### MATERIAL TO PROCESS
-- -- --
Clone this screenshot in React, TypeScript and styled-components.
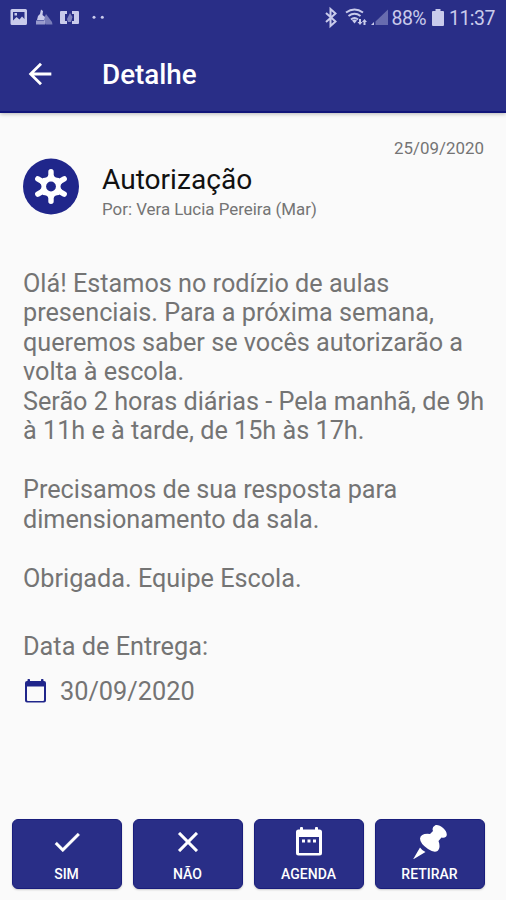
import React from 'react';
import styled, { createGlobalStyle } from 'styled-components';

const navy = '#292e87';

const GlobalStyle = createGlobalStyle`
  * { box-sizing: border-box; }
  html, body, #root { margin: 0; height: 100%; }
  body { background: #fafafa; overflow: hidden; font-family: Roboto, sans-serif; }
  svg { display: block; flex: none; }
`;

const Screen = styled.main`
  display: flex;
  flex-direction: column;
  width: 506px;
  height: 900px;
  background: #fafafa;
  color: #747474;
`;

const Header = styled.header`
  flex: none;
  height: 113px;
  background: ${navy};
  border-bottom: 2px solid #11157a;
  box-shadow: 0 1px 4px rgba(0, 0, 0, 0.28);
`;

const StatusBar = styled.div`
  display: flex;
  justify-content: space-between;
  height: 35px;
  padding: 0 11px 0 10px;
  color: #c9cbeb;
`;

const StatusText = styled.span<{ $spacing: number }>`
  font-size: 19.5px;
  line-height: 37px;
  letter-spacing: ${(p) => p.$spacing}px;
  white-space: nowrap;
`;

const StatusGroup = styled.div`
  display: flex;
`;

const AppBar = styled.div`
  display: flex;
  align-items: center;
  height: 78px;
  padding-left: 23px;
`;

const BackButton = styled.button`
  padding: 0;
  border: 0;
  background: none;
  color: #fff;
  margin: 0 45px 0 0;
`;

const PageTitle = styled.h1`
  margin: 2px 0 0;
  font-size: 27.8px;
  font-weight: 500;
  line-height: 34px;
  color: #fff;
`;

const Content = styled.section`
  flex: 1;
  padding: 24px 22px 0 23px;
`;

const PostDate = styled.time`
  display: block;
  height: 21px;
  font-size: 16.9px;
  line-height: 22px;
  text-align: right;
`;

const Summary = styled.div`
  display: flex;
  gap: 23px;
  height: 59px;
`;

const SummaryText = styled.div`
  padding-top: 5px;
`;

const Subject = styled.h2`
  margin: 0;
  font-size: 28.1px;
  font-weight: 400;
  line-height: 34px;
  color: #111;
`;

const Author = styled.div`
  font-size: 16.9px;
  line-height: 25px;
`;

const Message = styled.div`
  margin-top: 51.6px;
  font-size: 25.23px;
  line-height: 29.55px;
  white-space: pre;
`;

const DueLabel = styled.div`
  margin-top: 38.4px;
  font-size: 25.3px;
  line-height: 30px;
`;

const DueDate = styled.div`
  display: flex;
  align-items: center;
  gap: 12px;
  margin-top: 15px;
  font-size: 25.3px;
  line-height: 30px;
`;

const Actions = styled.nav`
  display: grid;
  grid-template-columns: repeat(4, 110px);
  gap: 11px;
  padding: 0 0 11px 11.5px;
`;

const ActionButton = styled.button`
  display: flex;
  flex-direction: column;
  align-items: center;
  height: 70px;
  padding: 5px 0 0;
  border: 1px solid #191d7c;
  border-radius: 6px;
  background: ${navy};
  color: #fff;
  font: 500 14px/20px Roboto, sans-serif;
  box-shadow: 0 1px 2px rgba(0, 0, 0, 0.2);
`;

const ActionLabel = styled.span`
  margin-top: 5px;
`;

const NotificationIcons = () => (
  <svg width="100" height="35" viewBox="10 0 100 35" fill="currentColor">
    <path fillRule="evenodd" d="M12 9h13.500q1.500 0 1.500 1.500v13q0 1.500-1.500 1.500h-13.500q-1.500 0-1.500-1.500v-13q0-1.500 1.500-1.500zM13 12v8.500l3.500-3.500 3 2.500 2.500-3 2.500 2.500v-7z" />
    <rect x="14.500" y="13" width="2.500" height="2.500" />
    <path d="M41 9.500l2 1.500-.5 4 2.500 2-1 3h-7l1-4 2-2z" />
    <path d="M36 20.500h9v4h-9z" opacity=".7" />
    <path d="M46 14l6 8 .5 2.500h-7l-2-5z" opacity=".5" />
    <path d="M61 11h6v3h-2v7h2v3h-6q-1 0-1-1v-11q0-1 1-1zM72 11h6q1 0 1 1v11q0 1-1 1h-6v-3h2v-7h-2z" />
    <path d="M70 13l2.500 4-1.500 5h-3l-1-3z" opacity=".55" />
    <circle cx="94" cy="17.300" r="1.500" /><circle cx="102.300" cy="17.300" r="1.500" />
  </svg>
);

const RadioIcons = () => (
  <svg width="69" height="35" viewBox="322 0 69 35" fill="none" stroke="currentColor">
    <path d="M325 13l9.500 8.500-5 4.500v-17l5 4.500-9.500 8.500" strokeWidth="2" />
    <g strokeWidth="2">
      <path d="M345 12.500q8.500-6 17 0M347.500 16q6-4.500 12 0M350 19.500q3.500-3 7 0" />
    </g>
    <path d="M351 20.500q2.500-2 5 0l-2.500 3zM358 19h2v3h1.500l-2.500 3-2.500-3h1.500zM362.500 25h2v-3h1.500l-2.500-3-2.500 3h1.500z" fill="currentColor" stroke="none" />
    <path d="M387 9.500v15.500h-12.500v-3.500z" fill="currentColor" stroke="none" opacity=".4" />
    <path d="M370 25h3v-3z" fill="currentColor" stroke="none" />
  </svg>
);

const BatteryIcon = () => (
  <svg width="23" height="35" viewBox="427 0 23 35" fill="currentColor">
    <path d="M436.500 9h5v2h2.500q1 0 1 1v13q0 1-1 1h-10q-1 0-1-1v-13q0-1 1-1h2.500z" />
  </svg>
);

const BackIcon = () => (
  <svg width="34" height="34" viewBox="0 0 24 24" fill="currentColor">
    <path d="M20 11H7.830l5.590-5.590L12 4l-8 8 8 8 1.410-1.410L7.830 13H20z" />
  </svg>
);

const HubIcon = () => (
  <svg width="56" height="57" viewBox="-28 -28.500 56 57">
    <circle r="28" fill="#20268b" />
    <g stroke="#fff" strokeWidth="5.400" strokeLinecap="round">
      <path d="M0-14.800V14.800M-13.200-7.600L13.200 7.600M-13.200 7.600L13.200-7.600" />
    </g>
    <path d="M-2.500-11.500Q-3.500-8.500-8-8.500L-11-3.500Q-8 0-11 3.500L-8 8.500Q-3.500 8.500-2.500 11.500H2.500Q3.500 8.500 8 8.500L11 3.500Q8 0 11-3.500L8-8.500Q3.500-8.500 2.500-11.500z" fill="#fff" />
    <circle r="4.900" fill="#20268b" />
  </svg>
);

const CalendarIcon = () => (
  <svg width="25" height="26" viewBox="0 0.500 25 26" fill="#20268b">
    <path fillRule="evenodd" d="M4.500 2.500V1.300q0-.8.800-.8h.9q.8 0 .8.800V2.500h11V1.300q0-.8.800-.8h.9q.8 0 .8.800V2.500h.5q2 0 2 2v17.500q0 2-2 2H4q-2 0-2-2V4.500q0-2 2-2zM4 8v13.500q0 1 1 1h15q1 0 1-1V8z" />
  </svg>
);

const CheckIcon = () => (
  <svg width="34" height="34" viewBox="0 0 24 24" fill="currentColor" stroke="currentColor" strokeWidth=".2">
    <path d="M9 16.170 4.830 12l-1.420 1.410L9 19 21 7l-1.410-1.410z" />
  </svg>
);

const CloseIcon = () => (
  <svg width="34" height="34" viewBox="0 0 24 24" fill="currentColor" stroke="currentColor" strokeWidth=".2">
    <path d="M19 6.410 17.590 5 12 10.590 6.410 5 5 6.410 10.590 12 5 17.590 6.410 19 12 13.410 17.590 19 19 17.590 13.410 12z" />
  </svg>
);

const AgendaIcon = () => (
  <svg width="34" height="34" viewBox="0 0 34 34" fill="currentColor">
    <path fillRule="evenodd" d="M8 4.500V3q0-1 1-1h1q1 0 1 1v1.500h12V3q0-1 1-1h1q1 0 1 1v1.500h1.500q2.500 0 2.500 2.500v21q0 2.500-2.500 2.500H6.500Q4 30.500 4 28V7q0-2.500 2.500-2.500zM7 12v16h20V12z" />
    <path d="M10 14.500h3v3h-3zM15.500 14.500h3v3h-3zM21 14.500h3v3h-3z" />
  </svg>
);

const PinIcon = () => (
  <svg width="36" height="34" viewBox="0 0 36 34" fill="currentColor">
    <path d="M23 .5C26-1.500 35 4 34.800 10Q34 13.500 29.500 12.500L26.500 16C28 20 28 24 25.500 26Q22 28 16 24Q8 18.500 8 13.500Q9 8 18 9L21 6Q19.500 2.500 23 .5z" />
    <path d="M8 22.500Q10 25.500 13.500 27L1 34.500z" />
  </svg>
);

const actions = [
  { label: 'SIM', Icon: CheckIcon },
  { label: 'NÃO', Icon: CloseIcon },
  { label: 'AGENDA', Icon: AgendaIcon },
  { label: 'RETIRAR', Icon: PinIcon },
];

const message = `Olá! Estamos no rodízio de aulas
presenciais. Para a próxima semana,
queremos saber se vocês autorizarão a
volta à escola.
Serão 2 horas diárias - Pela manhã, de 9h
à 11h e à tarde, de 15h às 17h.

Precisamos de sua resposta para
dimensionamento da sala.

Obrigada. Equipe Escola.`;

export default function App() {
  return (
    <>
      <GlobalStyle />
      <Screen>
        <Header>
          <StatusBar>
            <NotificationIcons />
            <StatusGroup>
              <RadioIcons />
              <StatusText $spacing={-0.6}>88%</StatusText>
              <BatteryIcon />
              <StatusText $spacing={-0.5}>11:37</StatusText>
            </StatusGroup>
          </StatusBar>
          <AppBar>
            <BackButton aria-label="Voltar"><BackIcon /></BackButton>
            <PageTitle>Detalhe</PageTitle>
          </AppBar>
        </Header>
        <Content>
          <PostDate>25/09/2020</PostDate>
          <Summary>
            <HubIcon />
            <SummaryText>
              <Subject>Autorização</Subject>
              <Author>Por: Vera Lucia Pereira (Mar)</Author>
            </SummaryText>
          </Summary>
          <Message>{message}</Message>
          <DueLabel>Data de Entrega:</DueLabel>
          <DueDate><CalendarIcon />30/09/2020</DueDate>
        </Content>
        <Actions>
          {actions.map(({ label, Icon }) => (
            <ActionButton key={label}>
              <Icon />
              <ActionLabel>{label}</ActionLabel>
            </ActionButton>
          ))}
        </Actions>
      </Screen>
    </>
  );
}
-- -- --
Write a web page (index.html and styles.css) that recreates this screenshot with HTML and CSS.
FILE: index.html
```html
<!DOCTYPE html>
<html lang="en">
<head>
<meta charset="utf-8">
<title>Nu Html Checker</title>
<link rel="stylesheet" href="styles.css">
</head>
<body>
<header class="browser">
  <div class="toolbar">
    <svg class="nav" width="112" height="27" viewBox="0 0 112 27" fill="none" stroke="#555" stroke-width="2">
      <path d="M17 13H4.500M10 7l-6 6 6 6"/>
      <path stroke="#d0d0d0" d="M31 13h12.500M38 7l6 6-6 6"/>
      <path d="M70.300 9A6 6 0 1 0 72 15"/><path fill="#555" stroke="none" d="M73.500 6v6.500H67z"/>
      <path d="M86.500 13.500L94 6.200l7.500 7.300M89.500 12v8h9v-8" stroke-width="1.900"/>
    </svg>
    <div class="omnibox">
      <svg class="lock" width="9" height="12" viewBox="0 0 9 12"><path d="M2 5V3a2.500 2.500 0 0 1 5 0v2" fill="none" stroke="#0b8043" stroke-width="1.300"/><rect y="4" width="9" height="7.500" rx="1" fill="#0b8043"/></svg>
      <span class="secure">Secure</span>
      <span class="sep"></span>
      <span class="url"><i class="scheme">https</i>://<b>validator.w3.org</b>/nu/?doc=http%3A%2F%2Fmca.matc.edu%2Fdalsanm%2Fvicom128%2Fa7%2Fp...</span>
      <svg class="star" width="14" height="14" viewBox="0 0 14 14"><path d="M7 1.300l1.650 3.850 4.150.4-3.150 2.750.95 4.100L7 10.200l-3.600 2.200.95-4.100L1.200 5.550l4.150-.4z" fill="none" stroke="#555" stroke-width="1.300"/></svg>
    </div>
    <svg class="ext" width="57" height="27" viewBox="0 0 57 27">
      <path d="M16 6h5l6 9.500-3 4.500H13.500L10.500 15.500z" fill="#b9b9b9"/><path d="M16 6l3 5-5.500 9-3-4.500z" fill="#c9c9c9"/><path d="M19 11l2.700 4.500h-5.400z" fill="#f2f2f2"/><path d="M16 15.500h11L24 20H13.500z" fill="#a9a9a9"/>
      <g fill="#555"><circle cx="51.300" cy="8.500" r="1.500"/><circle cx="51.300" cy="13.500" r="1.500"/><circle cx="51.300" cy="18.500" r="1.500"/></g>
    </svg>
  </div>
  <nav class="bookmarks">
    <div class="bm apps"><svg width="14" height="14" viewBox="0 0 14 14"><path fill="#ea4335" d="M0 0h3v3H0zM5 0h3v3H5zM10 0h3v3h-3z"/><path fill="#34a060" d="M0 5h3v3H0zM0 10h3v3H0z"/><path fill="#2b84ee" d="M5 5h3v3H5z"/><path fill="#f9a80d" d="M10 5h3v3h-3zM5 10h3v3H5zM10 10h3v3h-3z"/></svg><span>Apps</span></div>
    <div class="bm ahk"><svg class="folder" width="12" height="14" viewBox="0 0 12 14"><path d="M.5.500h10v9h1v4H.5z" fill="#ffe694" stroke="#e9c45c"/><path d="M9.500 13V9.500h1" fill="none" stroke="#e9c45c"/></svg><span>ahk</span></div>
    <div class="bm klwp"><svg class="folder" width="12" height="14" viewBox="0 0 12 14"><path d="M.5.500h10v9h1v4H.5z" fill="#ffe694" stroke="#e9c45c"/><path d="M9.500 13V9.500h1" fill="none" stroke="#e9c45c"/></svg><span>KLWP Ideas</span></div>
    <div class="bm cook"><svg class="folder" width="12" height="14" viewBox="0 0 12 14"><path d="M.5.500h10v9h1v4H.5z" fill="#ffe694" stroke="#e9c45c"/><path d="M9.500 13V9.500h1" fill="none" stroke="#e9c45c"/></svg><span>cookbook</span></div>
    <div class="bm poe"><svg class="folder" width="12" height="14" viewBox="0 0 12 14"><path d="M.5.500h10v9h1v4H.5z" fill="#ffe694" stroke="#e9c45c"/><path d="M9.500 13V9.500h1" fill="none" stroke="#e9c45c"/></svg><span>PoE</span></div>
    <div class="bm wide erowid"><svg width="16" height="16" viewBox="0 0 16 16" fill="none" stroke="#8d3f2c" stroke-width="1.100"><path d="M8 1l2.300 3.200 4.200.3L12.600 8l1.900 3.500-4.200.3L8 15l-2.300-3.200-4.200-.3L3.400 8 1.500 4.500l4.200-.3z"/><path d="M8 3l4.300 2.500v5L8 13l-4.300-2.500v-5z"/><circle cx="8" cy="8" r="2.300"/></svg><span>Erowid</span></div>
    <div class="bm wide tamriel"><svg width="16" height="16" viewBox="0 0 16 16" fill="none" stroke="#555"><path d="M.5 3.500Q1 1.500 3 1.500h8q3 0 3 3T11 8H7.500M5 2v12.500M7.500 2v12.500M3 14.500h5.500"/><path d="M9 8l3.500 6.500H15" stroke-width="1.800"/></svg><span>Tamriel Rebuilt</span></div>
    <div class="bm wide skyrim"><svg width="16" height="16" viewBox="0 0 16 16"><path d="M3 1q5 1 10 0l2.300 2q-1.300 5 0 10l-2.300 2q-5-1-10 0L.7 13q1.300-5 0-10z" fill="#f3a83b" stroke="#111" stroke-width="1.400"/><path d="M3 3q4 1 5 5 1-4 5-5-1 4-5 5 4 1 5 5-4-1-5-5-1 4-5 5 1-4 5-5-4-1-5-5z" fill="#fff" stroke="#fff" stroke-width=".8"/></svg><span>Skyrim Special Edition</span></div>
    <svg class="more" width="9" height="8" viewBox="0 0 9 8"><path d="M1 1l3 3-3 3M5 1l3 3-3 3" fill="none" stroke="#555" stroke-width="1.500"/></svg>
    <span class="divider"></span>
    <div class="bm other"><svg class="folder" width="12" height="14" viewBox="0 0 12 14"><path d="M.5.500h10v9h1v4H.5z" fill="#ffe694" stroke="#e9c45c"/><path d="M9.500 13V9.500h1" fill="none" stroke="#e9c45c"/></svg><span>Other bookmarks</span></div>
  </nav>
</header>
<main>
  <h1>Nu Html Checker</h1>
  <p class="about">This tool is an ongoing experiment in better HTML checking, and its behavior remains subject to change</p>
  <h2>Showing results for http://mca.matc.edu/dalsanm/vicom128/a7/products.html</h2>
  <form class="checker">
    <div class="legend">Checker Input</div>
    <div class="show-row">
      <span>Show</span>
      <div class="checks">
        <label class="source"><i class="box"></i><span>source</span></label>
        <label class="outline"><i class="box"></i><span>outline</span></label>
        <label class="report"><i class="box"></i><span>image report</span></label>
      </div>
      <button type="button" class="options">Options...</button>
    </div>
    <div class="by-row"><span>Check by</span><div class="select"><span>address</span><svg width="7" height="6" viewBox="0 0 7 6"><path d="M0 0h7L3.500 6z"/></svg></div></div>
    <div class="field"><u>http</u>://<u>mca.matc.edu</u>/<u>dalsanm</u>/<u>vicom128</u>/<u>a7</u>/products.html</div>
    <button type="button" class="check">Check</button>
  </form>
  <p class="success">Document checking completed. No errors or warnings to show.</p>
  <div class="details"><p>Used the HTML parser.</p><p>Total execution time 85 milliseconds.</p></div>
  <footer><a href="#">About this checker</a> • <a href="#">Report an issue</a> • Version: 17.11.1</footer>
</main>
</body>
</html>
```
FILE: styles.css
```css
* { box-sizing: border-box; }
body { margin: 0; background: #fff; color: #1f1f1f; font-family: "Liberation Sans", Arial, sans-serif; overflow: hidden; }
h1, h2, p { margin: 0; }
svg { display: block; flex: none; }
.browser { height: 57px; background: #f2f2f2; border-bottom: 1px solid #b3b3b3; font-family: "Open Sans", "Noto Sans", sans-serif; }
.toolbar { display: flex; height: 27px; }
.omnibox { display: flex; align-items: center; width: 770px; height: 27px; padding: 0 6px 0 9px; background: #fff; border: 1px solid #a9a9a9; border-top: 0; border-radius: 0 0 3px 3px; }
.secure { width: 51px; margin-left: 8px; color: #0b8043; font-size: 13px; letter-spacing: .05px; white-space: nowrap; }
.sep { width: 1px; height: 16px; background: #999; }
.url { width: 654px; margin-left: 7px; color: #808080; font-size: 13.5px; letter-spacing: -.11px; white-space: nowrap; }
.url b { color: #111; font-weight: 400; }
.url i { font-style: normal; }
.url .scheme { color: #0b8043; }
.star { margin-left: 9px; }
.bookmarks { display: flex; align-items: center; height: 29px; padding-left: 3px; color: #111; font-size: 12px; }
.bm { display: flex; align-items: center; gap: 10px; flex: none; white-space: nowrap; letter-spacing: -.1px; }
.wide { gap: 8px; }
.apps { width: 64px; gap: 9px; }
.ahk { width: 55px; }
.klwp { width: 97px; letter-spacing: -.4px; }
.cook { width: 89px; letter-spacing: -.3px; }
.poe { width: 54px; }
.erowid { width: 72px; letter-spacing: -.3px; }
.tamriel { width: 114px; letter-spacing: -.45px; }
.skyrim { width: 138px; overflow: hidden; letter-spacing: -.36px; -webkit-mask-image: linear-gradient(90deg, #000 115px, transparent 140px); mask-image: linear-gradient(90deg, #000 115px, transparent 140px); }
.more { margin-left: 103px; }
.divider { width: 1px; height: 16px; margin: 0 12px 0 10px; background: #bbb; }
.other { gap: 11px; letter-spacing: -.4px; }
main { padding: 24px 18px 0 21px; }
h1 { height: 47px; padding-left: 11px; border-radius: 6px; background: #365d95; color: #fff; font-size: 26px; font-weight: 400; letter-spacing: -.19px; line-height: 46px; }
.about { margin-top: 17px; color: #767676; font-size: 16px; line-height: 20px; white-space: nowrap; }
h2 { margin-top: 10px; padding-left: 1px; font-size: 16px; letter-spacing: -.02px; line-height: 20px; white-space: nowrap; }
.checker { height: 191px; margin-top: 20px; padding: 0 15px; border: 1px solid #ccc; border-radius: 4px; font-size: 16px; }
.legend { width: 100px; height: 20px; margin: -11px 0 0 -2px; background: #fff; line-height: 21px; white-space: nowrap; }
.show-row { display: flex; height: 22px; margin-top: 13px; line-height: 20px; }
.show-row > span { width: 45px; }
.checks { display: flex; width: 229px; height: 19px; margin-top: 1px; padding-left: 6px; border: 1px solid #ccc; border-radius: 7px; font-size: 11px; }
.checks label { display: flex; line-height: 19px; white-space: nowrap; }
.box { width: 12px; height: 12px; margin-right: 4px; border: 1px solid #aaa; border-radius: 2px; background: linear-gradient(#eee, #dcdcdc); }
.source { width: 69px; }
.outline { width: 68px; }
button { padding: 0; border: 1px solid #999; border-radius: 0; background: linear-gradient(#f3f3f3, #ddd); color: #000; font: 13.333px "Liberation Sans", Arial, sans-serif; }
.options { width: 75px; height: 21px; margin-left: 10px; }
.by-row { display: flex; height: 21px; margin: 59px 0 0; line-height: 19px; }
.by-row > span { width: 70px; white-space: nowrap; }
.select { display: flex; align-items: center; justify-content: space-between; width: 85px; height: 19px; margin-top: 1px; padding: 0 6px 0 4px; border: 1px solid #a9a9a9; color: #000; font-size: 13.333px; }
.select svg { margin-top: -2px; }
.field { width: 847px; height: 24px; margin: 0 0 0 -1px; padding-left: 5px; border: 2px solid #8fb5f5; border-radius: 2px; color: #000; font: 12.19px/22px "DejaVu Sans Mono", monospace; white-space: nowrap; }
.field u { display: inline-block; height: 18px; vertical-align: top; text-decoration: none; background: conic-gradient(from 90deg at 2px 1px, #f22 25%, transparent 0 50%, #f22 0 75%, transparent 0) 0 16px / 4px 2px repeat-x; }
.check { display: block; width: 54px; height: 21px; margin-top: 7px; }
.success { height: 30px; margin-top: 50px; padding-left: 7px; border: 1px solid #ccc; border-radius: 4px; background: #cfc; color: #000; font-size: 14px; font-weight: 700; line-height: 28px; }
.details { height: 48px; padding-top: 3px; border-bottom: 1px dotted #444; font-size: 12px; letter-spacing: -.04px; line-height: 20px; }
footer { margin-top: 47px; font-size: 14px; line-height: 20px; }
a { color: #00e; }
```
-- -- --
### EXERCISE AIM
Extract all lines containing the word "styles".

### THE RESULT
Write a web page (index.html and styles.css) that recreates this screenshot with HTML and CSS.
<link rel="stylesheet" href="styles.css">
FILE: styles.css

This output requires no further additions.